2022-05-23 Thread Coy Hile


> On May 23, 2022, at 3:20 AM, Aki Tuomi  wrote:
> 
>> 
>> On 22/05/2022 02:32 Coy Hile  wrote:
>> 
>> 
>> I seem to have got replication working from an older instance to a newer one 
>> (insofar as the data are present on the new box) that I’m looking to stand 
>> up to replace a newer box.
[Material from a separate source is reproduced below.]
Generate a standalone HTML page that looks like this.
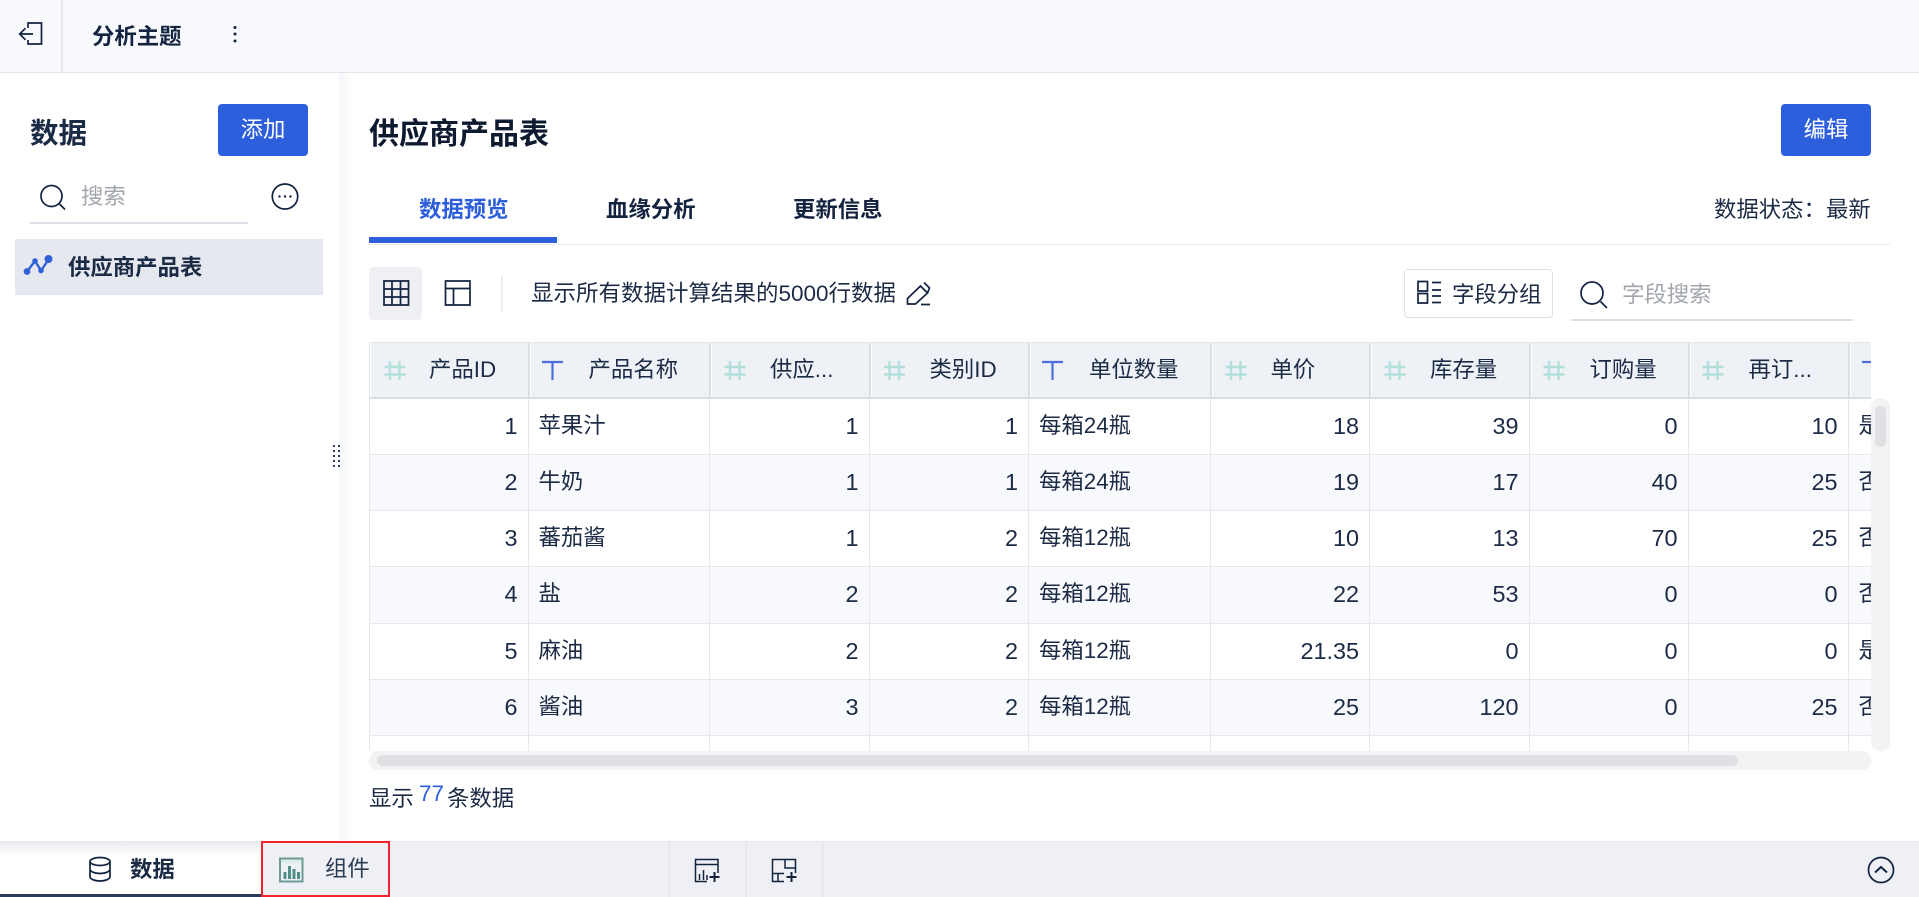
<!DOCTYPE html>
<html lang="zh"><head><meta charset="utf-8"><title>分析主题</title>
<style>
*{box-sizing:border-box}
html,body{margin:0;padding:0;width:1919px;height:897px;overflow:hidden;background:#fff}
body{position:relative;font-family:"Liberation Sans","Noto Sans CJK SC",sans-serif;font-size:22.4px;color:#1c2b45}
.a{position:absolute;white-space:nowrap;line-height:30px}
.b{font-weight:700}
.btn{position:absolute;background:#2d5fdd;color:#fff;border-radius:4px;text-align:center;line-height:52px;height:52px;width:90px}
#tw{position:absolute;left:369px;top:342px;width:1502px;height:409px;overflow:hidden}
.r{position:absolute;left:0;width:1700px;height:57px;display:flex;background:#fff;border-top:1.5px solid #e6e8ee}
.r.o{background:#f7f9fc}
.r div{height:100%;border-right:1.5px solid #e6e8ee;line-height:53px;padding:0 10px 0 10px;flex:none;white-space:nowrap;overflow:hidden}
.r div.n{text-align:right;font-size:23.4px;line-height:54px}
.r div:first-child{border-left:1.5px solid #e6e8ee}
.h{position:absolute;left:0;top:0;width:1700px;height:56px;background:#eef1f6;display:flex;border:1px solid #e4e6ec;border-bottom:none}
.h div{height:100%;border-right:2px solid #dadde5;border-left:1px solid #fff;line-height:54px;padding-left:58px;flex:none;white-space:nowrap;overflow:hidden}
.w1{width:159.5px}.w2{width:181.5px}.w3{width:159.5px}.w4{width:159.5px}.w5{width:181.5px}.w6{width:159.5px}.w7{width:159.5px}.w8{width:159px}.w9{width:160px}.w10{width:200px}
</style></head><body>
<!-- top bar -->
<div class="a" style="left:0;top:0;width:1919px;height:73px;background:#f8f9fc;border-bottom:1.5px solid #e5e7ee"></div>
<div class="a" style="left:61px;top:0;width:1.5px;height:72px;background:#e8e9f0"></div>
<div class="a b" style="left:92px;top:22px;font-size:22.4px;color:#14233f">分析主题</div>
<!-- left panel -->
<div class="a" style="left:339px;top:73px;width:14px;height:768px;background:linear-gradient(90deg,#f5f6f9,#fff)"></div>
<div class="a b" style="left:30px;top:114px;font-size:28.5px;line-height:40px;color:#1c2b45">数据</div>
<div class="btn" style="left:218px;top:104px">添加</div>
<div class="a" style="left:81px;top:182px;color:#a2a6ad">搜索</div>
<div class="a" style="left:30px;top:222px;width:218px;height:2px;background:#dddfe6"></div>
<div class="a" style="left:15px;top:239px;width:308px;height:56px;background:#e6e8f0"></div>
<div class="a b" style="left:68px;top:253px">供应商产品表</div>
<!-- right header -->
<div class="a b" style="left:369px;top:115px;font-size:30px;line-height:40px;color:#0e1a30">供应商产品表</div>
<div class="btn" style="left:1781px;top:104px">编辑</div>
<div class="a b" style="left:419px;top:195px;color:#2d5fdd">数据预览</div>
<div class="a b" style="left:606px;top:195px;color:#14233f">血缘分析</div>
<div class="a b" style="left:793px;top:195px;color:#14233f">更新信息</div>
<div class="a" style="left:1714px;top:195px">数据状态：最新</div>
<div class="a" style="left:369px;top:243.5px;width:1521px;height:1.5px;background:#e8eaf0"></div>
<div class="a" style="left:369px;top:237px;width:188px;height:6px;background:#2d5fdd"></div>
<!-- toolbar -->
<div class="a" style="left:369px;top:267px;width:53px;height:53px;background:#eef0f4;border-radius:4px"></div>
<div class="a" style="left:501px;top:275px;width:1.5px;height:37px;background:#eceef2"></div>
<div class="a" style="left:531px;top:279px;font-size:22.5px">显示所有数据计算结果的5000行数据</div>
<div class="a" style="left:1404px;top:269px;width:149px;height:49px;border:1px solid #dfe1e8;border-radius:4px;background:#fff"></div>
<div class="a" style="left:1452px;top:279.500px">字段分组</div>
<div class="a" style="left:1622px;top:280px;color:#a2a6ad">字段搜索</div>
<div class="a" style="left:1571px;top:319px;width:282px;height:2px;background:#dddfe6"></div>
<!-- table -->
<div id="tw">
<div class="h"><div class="w1">产品ID</div><div class="w2">产品名称</div><div class="w3">供应...</div><div class="w4">类别ID</div><div class="w5">单位数量</div><div class="w6">单价</div><div class="w7">库存量</div><div class="w8">订购量</div><div class="w9">再订...</div><div class="w10"></div></div>
<div class="r" style="top:54.500px;border-top:2px solid #d9dce4"><div class="w1 n">1</div><div class="w2">苹果汁</div><div class="w3 n">1</div><div class="w4 n">1</div><div class="w5">每箱24瓶</div><div class="w6 n">18</div><div class="w7 n">39</div><div class="w8 n">0</div><div class="w9 n">10</div><div class="w10">是</div></div>
<div class="r o" style="top:112px"><div class="w1 n">2</div><div class="w2">牛奶</div><div class="w3 n">1</div><div class="w4 n">1</div><div class="w5">每箱24瓶</div><div class="w6 n">19</div><div class="w7 n">17</div><div class="w8 n">40</div><div class="w9 n">25</div><div class="w10">否</div></div>
<div class="r" style="top:168px"><div class="w1 n">3</div><div class="w2">蕃茄酱</div><div class="w3 n">1</div><div class="w4 n">2</div><div class="w5">每箱12瓶</div><div class="w6 n">10</div><div class="w7 n">13</div><div class="w8 n">70</div><div class="w9 n">25</div><div class="w10">否</div></div>
<div class="r o" style="top:224px"><div class="w1 n">4</div><div class="w2">盐</div><div class="w3 n">2</div><div class="w4 n">2</div><div class="w5">每箱12瓶</div><div class="w6 n">22</div><div class="w7 n">53</div><div class="w8 n">0</div><div class="w9 n">0</div><div class="w10">否</div></div>
<div class="r" style="top:281px"><div class="w1 n">5</div><div class="w2">麻油</div><div class="w3 n">2</div><div class="w4 n">2</div><div class="w5">每箱12瓶</div><div class="w6 n">21.35</div><div class="w7 n">0</div><div class="w8 n">0</div><div class="w9 n">0</div><div class="w10">是</div></div>
<div class="r o" style="top:337px"><div class="w1 n">6</div><div class="w2">酱油</div><div class="w3 n">3</div><div class="w4 n">2</div><div class="w5">每箱12瓶</div><div class="w6 n">25</div><div class="w7 n">120</div><div class="w8 n">0</div><div class="w9 n">25</div><div class="w10">否</div></div>
<div class="r" style="top:393px"><div class="w1 n">7</div><div class="w2">海鲜粉</div><div class="w3 n">3</div><div class="w4 n">7</div><div class="w5">每箱30盒</div><div class="w6 n">30</div><div class="w7 n">15</div><div class="w8 n">0</div><div class="w9 n">10</div><div class="w10">否</div></div>
</div>
<!-- scrollbars -->
<div class="a" style="left:369px;top:751px;width:1502px;height:19px;background:#f3f3f3;border-radius:9px"></div>
<div class="a" style="left:377px;top:755px;width:1361px;height:11px;background:#dfe0e3;border-radius:6px"></div>
<div class="a" style="left:1871px;top:398px;width:19px;height:353px;background:#f3f3f3;border-radius:9px"></div>
<div class="a" style="left:1875px;top:406px;width:11px;height:41px;background:#dfe0e3;border-radius:6px"></div>
<!-- footer -->
<div class="a" style="left:369px;top:784px">显示</div>
<div class="a" style="left:419px;top:779px;color:#2d5fdd">77</div>
<div class="a" style="left:447px;top:784px">条数据</div>
<!-- bottom bar -->
<div class="a" style="left:0;top:841px;width:1919px;height:56px;background:#eef0f5;border-top:1px solid #e4e6ec"></div>
<div class="a" style="left:0;top:841px;width:262px;height:56px;background:linear-gradient(180deg,#e9ebf0 0,#fff 16px);border-bottom:3px solid #2a3a5c"></div>
<div class="a" style="left:261px;top:841px;width:129px;height:56px;border:2px solid #f5222d"></div>
<div class="a" style="left:668px;top:842px;width:1.5px;height:55px;background:#e6e8ee"></div>
<div class="a" style="left:745px;top:842px;width:1.5px;height:55px;background:#e6e8ee"></div>
<div class="a" style="left:822px;top:842px;width:1.5px;height:55px;background:#e6e8ee"></div>
<div class="a b" style="left:130px;top:855px">数据</div>
<div class="a" style="left:325px;top:854px;color:#2c3c55">组件</div>
<!-- icons -->
<svg class="a" style="left:0;top:0;line-height:0" width="1919" height="897" viewBox="0 0 1919 897" fill="none" stroke="#12233f" stroke-width="1.7">
<path d="M28 28v-5h13.500v21H28v-4M33 34H20M25.500 28.200 19.700 34l5.800 5.800"/>
<g fill="#12233f" stroke="none"><circle cx="235" cy="27.500" r="1.500"/><circle cx="235" cy="34" r="1.500"/><circle cx="235" cy="41" r="1.500"/></g>
<circle cx="51.500" cy="196" r="10.500"/><path d="M59 203.500l6 6"/>
<ellipse cx="285" cy="196.500" rx="12.700" ry="12.500"/><g fill="#12233f" stroke="none"><circle cx="279.500" cy="196.500" r="1.200"/><circle cx="285" cy="196.500" r="1.200"/><circle cx="290.500" cy="196.500" r="1.200"/></g>
<g stroke="#3160d8" stroke-width="2.400" fill="#3160d8"><path fill="none" d="M27 271.500 35 261 41 270.500 49 259"/><circle cx="27" cy="271.500" r="2.200"/><circle cx="35" cy="261" r="1.600"/><circle cx="41" cy="270.500" r="1.600"/><circle cx="48.500" cy="259" r="2.800"/></g>
<path d="M384 281h24.500v24H384zM392 281v24M400.500 281v24M384 289h24.500M384 297h24.500"/>
<path d="M445.500 281h24.500v24h-24.500zM445.500 288.500h24.500M453.500 288.500V305"/>
<path d="M920.500 286 927.500 293 915.500 304H907.500V298.500ZM924 282.500l5.500 5.500-2 5M921 304.500H930"/>
<path d="M1418 281.500h9.500v9.500h-9.500zM1418 293.500h9.500v9.500h-9.500zM1432 282.500h9M1432 290h9M1432 296h9M1432 302.500h9"/>
<circle cx="1592" cy="293" r="11"/><path d="M1600.500 301.500l6.500 6.500"/>
<g stroke="#b3e0d8" stroke-width="2.400">
<path d="M390 361v19M399.500 361v19M384.500 367h21M384.500 374.500h21"/>
<path transform="translate(340)" d="M390 361v19M399.500 361v19M384.500 367h21M384.500 374.500h21"/>
<path transform="translate(499.500)" d="M390 361v19M399.500 361v19M384.500 367h21M384.500 374.500h21"/>
<path transform="translate(841)" d="M390 361v19M399.500 361v19M384.500 367h21M384.500 374.500h21"/>
<path transform="translate(1000)" d="M390 361v19M399.500 361v19M384.500 367h21M384.500 374.500h21"/>
<path transform="translate(1159)" d="M390 361v19M399.500 361v19M384.500 367h21M384.500 374.500h21"/>
<path transform="translate(1318)" d="M390 361v19M399.500 361v19M384.500 367h21M384.500 374.500h21"/>
</g>
<g stroke="#4d6fdc" stroke-width="2.200"><path d="M542 362h21M552.500 362v18"/><path d="M1042 362h21M1052.500 362v18"/><path d="M1862 362h9"/></g>
<!-- pane handle -->
<g fill="#2a3a5c" stroke="none"><rect x="333" y="445" width="2" height="2"/><rect x="338" y="445" width="2" height="2"/><rect x="333" y="450" width="2" height="2"/><rect x="338" y="450" width="2" height="2"/><rect x="333" y="455" width="2" height="2"/><rect x="338" y="455" width="2" height="2"/><rect x="333" y="460" width="2" height="2"/><rect x="338" y="460" width="2" height="2"/><rect x="333" y="465" width="2" height="2"/><rect x="338" y="465" width="2" height="2"/></g>
<!-- bottom icons -->
<ellipse cx="100" cy="861.500" rx="10" ry="4"/><path d="M90 861.500v15c0 2.500 4.500 4.500 10 4.500s10-2 10-4.500v-15M90 869c0 2.500 4.500 4.500 10 4.500s10-2 10-4.500"/>
<rect x="280" y="858.500" width="22.500" height="23" fill="#dbeeea" stroke="#6f9a95" stroke-width="2"/>
<rect x="281" y="863" width="20.500" height="17.500" fill="#eef2f4" stroke="none"/>
<g fill="#4f8f88" stroke="none"><rect x="283.500" y="872" width="3" height="7"/><rect x="288" y="866" width="3" height="13"/><rect x="292.500" y="869" width="3" height="10"/><rect x="297" y="872" width="3" height="7"/></g>
<path stroke-width="1.500" d="M707 881.500H695.500V859.500H718V873M695.500 864.500H718"/><path stroke-width="1.500" d="M699.500 880v-6M703.500 880v-10M707 880v-5"/><path stroke-width="2" d="M709.500 877h10M714.500 872v10"/>
<path stroke-width="1.500" d="M784 881.500H772.500V859.500H795.500V873M785 859.500V868H795.500M772.500 873.500H784M778 873.500v8"/><path stroke-width="2" d="M786.500 877h10M791.500 872v10"/>
<circle cx="1881" cy="870" r="12.500"/><path stroke-width="2" d="M1875 872.500l6-5.500 6 5.500"/>
</svg>
</body></html>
In this case, nothing is configured to talk to 
>> the new machine yet, so the replication is unidirectional (old -> new).
>> 
>> However, I’m seeing an error like like this repeatedly in syslog:
>> 
>> 2022-05-21T23:23:15.295252+00:00 basement-imap01 dovecot: 
>> doveadm(h...@coyhile.com): Error: sync: User has no mail_replica in userdb
>> 
>> What setting did I miss?
>> 
> 
> plugin {
> mail_replica = 
> }
> 
> https://doc.dovecot.org/settings/plugin/replication-plugin/
> 
> Aki


The way I read that, it configures a location to where a machine will replicate 
data. At present, I’m trying to turn up the new box slowly (haven’t yet 
configured LDA or appropriate TLS settings, for example), so my intent was that 
this host not replicate any of its data anywhere, yet.  Eventually, I’ll have 
data moving hostA <—> hostB bidirectionally.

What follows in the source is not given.